### [Task]
Write out the data again exactly, skipping every picture.

begin

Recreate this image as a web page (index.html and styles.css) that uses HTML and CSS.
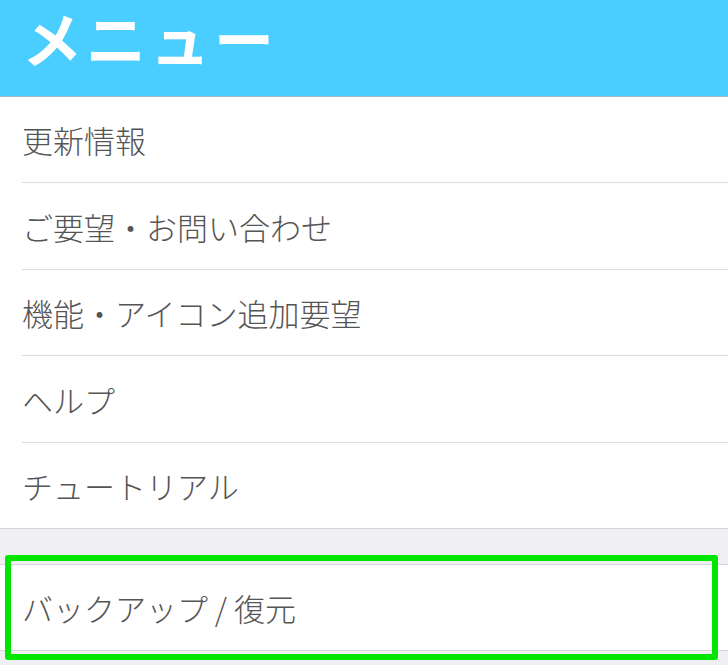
FILE: index.html
```html
<!DOCTYPE html>
<html lang="ja">
<head>
<meta charset="utf-8">
<link rel="stylesheet" href="styles.css">
</head>
<body>
<header class="header"><h1 class="title">メニュー</h1></header>
<ul class="group">
  <li class="row">更新情報</li>
  <li class="row">ご要望・お問い合わせ</li>
  <li class="row">機能・アイコン追加要望</li>
  <li class="row">ヘルプ</li>
  <li class="row last">チュートリアル</li>
</ul>
<div class="gap"></div>
<div class="highlight">
  <ul class="group boxed">
    <li class="row last">バックアップ / 復元</li>
  </ul>
</div>
</body>
</html>
```
FILE: styles.css
```css
*, *::before, *::after { box-sizing: border-box; }
html, body { margin: 0; padding: 0; }
body {
  width: 728px;
  height: 665px;
  overflow: hidden;
  background: #efeff4;
  font-family: "Noto Sans CJK JP", "Noto Sans", sans-serif;
}
.header {
  height: 97px;
  background: #4acdff;
  border-bottom: 1px solid #a9b9c4;
  display: flex;
  align-items: center;
  padding-left: 22px;
  padding-top: 4px;
  padding-bottom: 26px;
}
.title {
  margin: 0;
  color: #fff;
  font-size: 60px;
  font-weight: 700;
  letter-spacing: 4px;
  line-height: 1;
}
.group {
  list-style: none;
  margin: 0;
  padding: 0 0 0 22px;
  background: #fff;
  border-bottom: 1px solid #d6d6da;
}
.row {
  height: 86px;
  display: flex;
  align-items: center;
  font-size: 31px;
  font-weight: 300;
  color: #555;
  border-bottom: 1px solid #dcdcdc;
}
.row:nth-child(even) { height: 87px; }
.row.last { height: 85px; border-bottom: none; }
.gap { height: 35px; }
.highlight {
  position: relative;
}
.boxed {
  border-top: 1px solid #d6d6da;
}
.highlight::after {
  content: "";
  position: absolute;
  left: 5px;
  top: -9px;
  width: 713px;
  height: 105px;
  border: 6px solid #00e600;
  border-radius: 3px;
  pointer-events: none;
}
```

end

### [Solution to the problem]
Recreate this image as a web page (index.html and styles.css) that uses HTML and CSS.
FILE: index.html
```html
<!DOCTYPE html>
<html lang="ja">
<head>
<meta charset="utf-8">
<link rel="stylesheet" href="styles.css">
</head>
<body>
<header class="header"><h1 class="title">メニュー</h1></header>
<ul class="group">
  <li class="row">更新情報</li>
  <li class="row">ご要望・お問い合わせ</li>
  <li class="row">機能・アイコン追加要望</li>
  <li class="row">ヘルプ</li>
  <li class="row last">チュートリアル</li>
</ul>
<div class="gap"></div>
<div class="highlight">
  <ul class="group boxed">
    <li class="row last">バックアップ / 復元</li>
  </ul>
</div>
</body>
</html>
```
FILE: styles.css
```css
*, *::before, *::after { box-sizing: border-box; }
html, body { margin: 0; padding: 0; }
body {
  width: 728px;
  height: 665px;
  overflow: hidden;
  background: #efeff4;
  font-family: "Noto Sans CJK JP", "Noto Sans", sans-serif;
}
.header {
  height: 97px;
  background: #4acdff;
  border-bottom: 1px solid #a9b9c4;
  display: flex;
  align-items: center;
  padding-left: 22px;
  padding-top: 4px;
  padding-bottom: 26px;
}
.title {
  margin: 0;
  color: #fff;
  font-size: 60px;
  font-weight: 700;
  letter-spacing: 4px;
  line-height: 1;
}
.group {
  list-style: none;
  margin: 0;
  padding: 0 0 0 22px;
  background: #fff;
  border-bottom: 1px solid #d6d6da;
}
.row {
  height: 86px;
  display: flex;
  align-items: center;
  font-size: 31px;
  font-weight: 300;
  color: #555;
  border-bottom: 1px solid #dcdcdc;
}
.row:nth-child(even) { height: 87px; }
.row.last { height: 85px; border-bottom: none; }
.gap { height: 35px; }
.highlight {
  position: relative;
}
.boxed {
  border-top: 1px solid #d6d6da;
}
.highlight::after {
  content: "";
  position: absolute;
  left: 5px;
  top: -9px;
  width: 713px;
  height: 105px;
  border: 6px solid #00e600;
  border-radius: 3px;
  pointer-events: none;
}
```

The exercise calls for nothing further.